- TASK DIRECTIONS
Repeat every line of the listing below exactly, minus the pictures.
_ _ _ _ _
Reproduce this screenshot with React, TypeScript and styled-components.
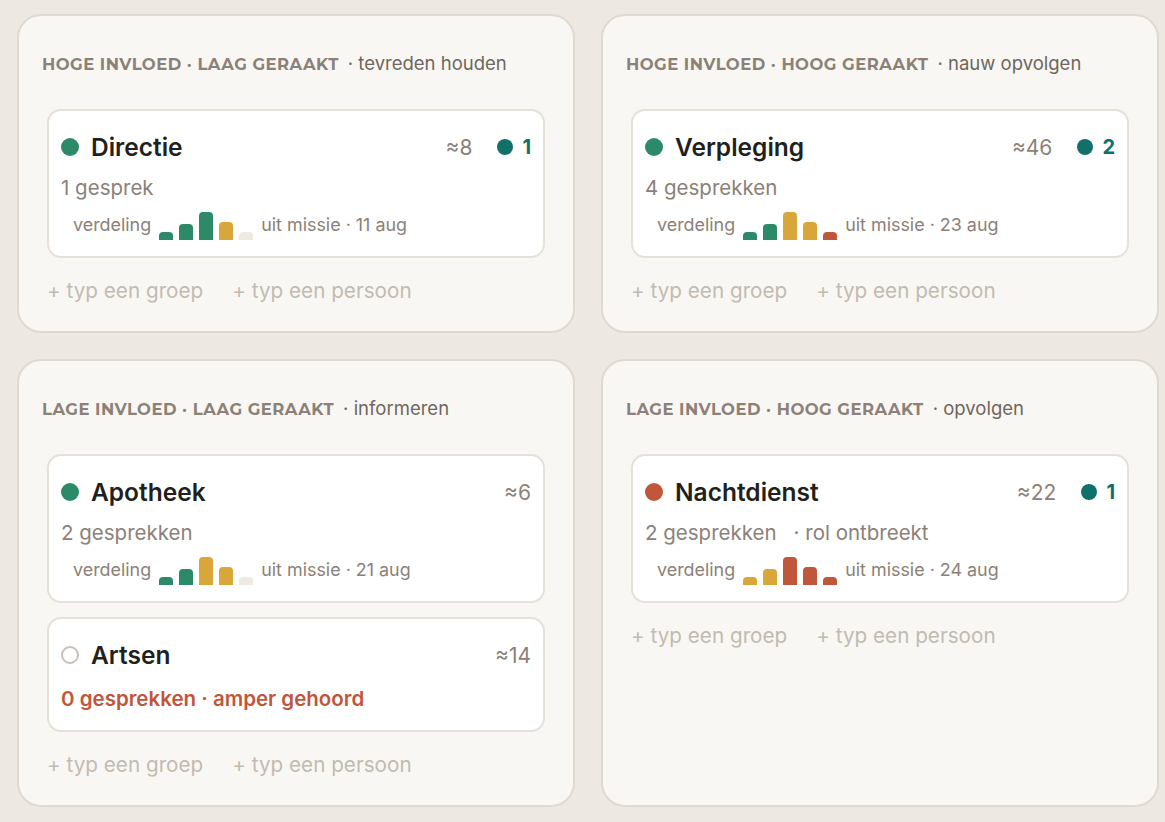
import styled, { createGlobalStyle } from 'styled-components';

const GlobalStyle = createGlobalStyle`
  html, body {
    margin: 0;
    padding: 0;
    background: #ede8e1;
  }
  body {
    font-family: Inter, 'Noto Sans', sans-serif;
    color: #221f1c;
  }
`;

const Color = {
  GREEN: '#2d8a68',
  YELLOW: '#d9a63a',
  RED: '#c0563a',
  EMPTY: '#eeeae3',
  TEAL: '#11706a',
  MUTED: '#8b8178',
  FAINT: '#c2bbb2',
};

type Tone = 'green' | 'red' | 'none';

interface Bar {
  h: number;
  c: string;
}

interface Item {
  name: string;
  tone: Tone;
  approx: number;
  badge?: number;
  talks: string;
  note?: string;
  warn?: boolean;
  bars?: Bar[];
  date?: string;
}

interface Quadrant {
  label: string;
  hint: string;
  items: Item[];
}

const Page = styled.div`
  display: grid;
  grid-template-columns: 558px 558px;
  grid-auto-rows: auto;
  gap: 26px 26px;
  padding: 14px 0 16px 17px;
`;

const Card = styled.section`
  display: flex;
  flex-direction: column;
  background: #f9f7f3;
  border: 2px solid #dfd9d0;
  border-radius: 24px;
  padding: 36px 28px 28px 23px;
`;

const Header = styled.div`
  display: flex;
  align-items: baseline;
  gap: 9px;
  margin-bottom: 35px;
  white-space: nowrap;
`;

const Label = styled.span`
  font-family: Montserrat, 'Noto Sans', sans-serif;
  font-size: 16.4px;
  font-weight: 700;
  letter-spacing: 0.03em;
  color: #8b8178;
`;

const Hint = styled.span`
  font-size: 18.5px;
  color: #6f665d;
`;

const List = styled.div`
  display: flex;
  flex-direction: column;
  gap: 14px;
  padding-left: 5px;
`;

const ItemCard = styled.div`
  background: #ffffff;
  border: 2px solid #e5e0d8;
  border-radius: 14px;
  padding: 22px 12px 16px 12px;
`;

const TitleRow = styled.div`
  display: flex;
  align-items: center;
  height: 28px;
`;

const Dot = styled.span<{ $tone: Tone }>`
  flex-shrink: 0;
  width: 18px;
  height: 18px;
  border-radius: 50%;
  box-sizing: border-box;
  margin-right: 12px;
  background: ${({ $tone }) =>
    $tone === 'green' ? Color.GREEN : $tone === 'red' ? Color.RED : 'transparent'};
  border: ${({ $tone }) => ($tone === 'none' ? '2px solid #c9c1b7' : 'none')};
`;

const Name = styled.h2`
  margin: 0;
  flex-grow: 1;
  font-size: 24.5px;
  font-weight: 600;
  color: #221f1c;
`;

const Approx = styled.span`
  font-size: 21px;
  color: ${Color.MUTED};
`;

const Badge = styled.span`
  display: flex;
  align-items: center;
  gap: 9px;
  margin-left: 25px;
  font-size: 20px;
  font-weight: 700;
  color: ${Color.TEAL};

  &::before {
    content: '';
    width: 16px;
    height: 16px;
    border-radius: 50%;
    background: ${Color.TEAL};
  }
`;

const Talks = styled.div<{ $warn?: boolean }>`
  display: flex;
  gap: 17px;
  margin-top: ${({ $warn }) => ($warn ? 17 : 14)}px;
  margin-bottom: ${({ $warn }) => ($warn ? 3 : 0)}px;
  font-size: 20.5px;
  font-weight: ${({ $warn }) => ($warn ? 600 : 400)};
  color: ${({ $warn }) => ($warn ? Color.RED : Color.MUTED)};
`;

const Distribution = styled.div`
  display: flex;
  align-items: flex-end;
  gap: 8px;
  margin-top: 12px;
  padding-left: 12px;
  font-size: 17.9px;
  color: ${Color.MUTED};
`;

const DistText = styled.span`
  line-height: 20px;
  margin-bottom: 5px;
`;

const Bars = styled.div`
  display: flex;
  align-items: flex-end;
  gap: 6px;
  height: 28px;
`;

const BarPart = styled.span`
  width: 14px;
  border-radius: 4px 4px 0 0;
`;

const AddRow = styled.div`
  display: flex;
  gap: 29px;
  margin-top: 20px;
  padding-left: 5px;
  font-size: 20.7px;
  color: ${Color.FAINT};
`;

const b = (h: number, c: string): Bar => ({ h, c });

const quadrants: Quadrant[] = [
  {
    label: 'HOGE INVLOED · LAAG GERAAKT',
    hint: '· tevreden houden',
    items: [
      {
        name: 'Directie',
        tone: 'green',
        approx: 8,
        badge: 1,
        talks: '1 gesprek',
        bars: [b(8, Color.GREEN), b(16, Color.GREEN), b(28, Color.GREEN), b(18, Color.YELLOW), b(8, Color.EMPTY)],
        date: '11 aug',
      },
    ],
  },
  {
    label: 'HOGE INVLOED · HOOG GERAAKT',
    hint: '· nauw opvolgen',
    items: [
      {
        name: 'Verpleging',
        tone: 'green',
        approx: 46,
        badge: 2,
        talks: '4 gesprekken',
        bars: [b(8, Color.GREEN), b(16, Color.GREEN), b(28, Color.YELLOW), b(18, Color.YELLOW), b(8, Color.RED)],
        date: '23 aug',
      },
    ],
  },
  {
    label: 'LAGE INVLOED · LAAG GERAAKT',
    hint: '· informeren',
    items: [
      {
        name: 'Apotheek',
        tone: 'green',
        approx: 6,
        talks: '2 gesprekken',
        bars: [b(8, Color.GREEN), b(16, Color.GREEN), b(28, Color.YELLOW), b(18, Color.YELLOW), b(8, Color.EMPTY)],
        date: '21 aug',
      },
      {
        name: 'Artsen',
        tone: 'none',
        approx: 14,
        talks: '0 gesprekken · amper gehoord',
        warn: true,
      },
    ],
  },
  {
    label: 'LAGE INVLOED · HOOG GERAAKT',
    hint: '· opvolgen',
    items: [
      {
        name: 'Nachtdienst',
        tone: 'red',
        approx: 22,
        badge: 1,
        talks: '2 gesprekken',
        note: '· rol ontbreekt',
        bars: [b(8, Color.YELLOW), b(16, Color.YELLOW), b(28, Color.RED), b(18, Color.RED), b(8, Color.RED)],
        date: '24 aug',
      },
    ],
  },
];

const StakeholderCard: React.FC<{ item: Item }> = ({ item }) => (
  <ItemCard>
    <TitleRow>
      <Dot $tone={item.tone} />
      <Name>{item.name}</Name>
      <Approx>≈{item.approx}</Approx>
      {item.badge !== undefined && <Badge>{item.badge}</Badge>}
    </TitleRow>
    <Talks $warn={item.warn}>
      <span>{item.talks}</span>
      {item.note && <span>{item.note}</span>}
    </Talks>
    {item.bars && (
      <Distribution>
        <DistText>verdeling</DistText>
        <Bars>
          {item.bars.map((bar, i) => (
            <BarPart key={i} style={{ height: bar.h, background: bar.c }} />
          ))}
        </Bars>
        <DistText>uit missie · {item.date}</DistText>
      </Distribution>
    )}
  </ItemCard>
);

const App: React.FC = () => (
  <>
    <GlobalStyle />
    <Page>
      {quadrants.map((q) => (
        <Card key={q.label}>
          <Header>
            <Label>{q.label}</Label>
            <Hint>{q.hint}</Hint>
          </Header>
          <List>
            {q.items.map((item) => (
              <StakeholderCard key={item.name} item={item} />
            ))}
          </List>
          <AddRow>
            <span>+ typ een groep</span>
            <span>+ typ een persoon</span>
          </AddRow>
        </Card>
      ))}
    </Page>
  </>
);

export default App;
_ _ _ _ _
- ANSWER TO THE PROBLEM
Reproduce this screenshot with React, TypeScript and styled-components.
import styled, { createGlobalStyle } from 'styled-components';

const GlobalStyle = createGlobalStyle`
  html, body {
    margin: 0;
    padding: 0;
    background: #ede8e1;
  }
  body {
    font-family: Inter, 'Noto Sans', sans-serif;
    color: #221f1c;
  }
`;

const Color = {
  GREEN: '#2d8a68',
  YELLOW: '#d9a63a',
  RED: '#c0563a',
  EMPTY: '#eeeae3',
  TEAL: '#11706a',
  MUTED: '#8b8178',
  FAINT: '#c2bbb2',
};

type Tone = 'green' | 'red' | 'none';

interface Bar {
  h: number;
  c: string;
}

interface Item {
  name: string;
  tone: Tone;
  approx: number;
  badge?: number;
  talks: string;
  note?: string;
  warn?: boolean;
  bars?: Bar[];
  date?: string;
}

interface Quadrant {
  label: string;
  hint: string;
  items: Item[];
}

const Page = styled.div`
  display: grid;
  grid-template-columns: 558px 558px;
  grid-auto-rows: auto;
  gap: 26px 26px;
  padding: 14px 0 16px 17px;
`;

const Card = styled.section`
  display: flex;
  flex-direction: column;
  background: #f9f7f3;
  border: 2px solid #dfd9d0;
  border-radius: 24px;
  padding: 36px 28px 28px 23px;
`;

const Header = styled.div`
  display: flex;
  align-items: baseline;
  gap: 9px;
  margin-bottom: 35px;
  white-space: nowrap;
`;

const Label = styled.span`
  font-family: Montserrat, 'Noto Sans', sans-serif;
  font-size: 16.4px;
  font-weight: 700;
  letter-spacing: 0.03em;
  color: #8b8178;
`;

const Hint = styled.span`
  font-size: 18.5px;
  color: #6f665d;
`;

const List = styled.div`
  display: flex;
  flex-direction: column;
  gap: 14px;
  padding-left: 5px;
`;

const ItemCard = styled.div`
  background: #ffffff;
  border: 2px solid #e5e0d8;
  border-radius: 14px;
  padding: 22px 12px 16px 12px;
`;

const TitleRow = styled.div`
  display: flex;
  align-items: center;
  height: 28px;
`;

const Dot = styled.span<{ $tone: Tone }>`
  flex-shrink: 0;
  width: 18px;
  height: 18px;
  border-radius: 50%;
  box-sizing: border-box;
  margin-right: 12px;
  background: ${({ $tone }) =>
    $tone === 'green' ? Color.GREEN : $tone === 'red' ? Color.RED : 'transparent'};
  border: ${({ $tone }) => ($tone === 'none' ? '2px solid #c9c1b7' : 'none')};
`;

const Name = styled.h2`
  margin: 0;
  flex-grow: 1;
  font-size: 24.5px;
  font-weight: 600;
  color: #221f1c;
`;

const Approx = styled.span`
  font-size: 21px;
  color: ${Color.MUTED};
`;

const Badge = styled.span`
  display: flex;
  align-items: center;
  gap: 9px;
  margin-left: 25px;
  font-size: 20px;
  font-weight: 700;
  color: ${Color.TEAL};

  &::before {
    content: '';
    width: 16px;
    height: 16px;
    border-radius: 50%;
    background: ${Color.TEAL};
  }
`;

const Talks = styled.div<{ $warn?: boolean }>`
  display: flex;
  gap: 17px;
  margin-top: ${({ $warn }) => ($warn ? 17 : 14)}px;
  margin-bottom: ${({ $warn }) => ($warn ? 3 : 0)}px;
  font-size: 20.5px;
  font-weight: ${({ $warn }) => ($warn ? 600 : 400)};
  color: ${({ $warn }) => ($warn ? Color.RED : Color.MUTED)};
`;

const Distribution = styled.div`
  display: flex;
  align-items: flex-end;
  gap: 8px;
  margin-top: 12px;
  padding-left: 12px;
  font-size: 17.9px;
  color: ${Color.MUTED};
`;

const DistText = styled.span`
  line-height: 20px;
  margin-bottom: 5px;
`;

const Bars = styled.div`
  display: flex;
  align-items: flex-end;
  gap: 6px;
  height: 28px;
`;

const BarPart = styled.span`
  width: 14px;
  border-radius: 4px 4px 0 0;
`;

const AddRow = styled.div`
  display: flex;
  gap: 29px;
  margin-top: 20px;
  padding-left: 5px;
  font-size: 20.7px;
  color: ${Color.FAINT};
`;

const b = (h: number, c: string): Bar => ({ h, c });

const quadrants: Quadrant[] = [
  {
    label: 'HOGE INVLOED · LAAG GERAAKT',
    hint: '· tevreden houden',
    items: [
      {
        name: 'Directie',
        tone: 'green',
        approx: 8,
        badge: 1,
        talks: '1 gesprek',
        bars: [b(8, Color.GREEN), b(16, Color.GREEN), b(28, Color.GREEN), b(18, Color.YELLOW), b(8, Color.EMPTY)],
        date: '11 aug',
      },
    ],
  },
  {
    label: 'HOGE INVLOED · HOOG GERAAKT',
    hint: '· nauw opvolgen',
    items: [
      {
        name: 'Verpleging',
        tone: 'green',
        approx: 46,
        badge: 2,
        talks: '4 gesprekken',
        bars: [b(8, Color.GREEN), b(16, Color.GREEN), b(28, Color.YELLOW), b(18, Color.YELLOW), b(8, Color.RED)],
        date: '23 aug',
      },
    ],
  },
  {
    label: 'LAGE INVLOED · LAAG GERAAKT',
    hint: '· informeren',
    items: [
      {
        name: 'Apotheek',
        tone: 'green',
        approx: 6,
        talks: '2 gesprekken',
        bars: [b(8, Color.GREEN), b(16, Color.GREEN), b(28, Color.YELLOW), b(18, Color.YELLOW), b(8, Color.EMPTY)],
        date: '21 aug',
      },
      {
        name: 'Artsen',
        tone: 'none',
        approx: 14,
        talks: '0 gesprekken · amper gehoord',
        warn: true,
      },
    ],
  },
  {
    label: 'LAGE INVLOED · HOOG GERAAKT',
    hint: '· opvolgen',
    items: [
      {
        name: 'Nachtdienst',
        tone: 'red',
        approx: 22,
        badge: 1,
        talks: '2 gesprekken',
        note: '· rol ontbreekt',
        bars: [b(8, Color.YELLOW), b(16, Color.YELLOW), b(28, Color.RED), b(18, Color.RED), b(8, Color.RED)],
        date: '24 aug',
      },
    ],
  },
];

const StakeholderCard: React.FC<{ item: Item }> = ({ item }) => (
  <ItemCard>
    <TitleRow>
      <Dot $tone={item.tone} />
      <Name>{item.name}</Name>
      <Approx>≈{item.approx}</Approx>
      {item.badge !== undefined && <Badge>{item.badge}</Badge>}
    </TitleRow>
    <Talks $warn={item.warn}>
      <span>{item.talks}</span>
      {item.note && <span>{item.note}</span>}
    </Talks>
    {item.bars && (
      <Distribution>
        <DistText>verdeling</DistText>
        <Bars>
          {item.bars.map((bar, i) => (
            <BarPart key={i} style={{ height: bar.h, background: bar.c }} />
          ))}
        </Bars>
        <DistText>uit missie · {item.date}</DistText>
      </Distribution>
    )}
  </ItemCard>
);

const App: React.FC = () => (
  <>
    <GlobalStyle />
    <Page>
      {quadrants.map((q) => (
        <Card key={q.label}>
          <Header>
            <Label>{q.label}</Label>
            <Hint>{q.hint}</Hint>
          </Header>
          <List>
            {q.items.map((item) => (
              <StakeholderCard key={item.name} item={item} />
            ))}
          </List>
          <AddRow>
            <span>+ typ een groep</span>
            <span>+ typ een persoon</span>
          </AddRow>
        </Card>
      ))}
    </Page>
  </>
);

export default App;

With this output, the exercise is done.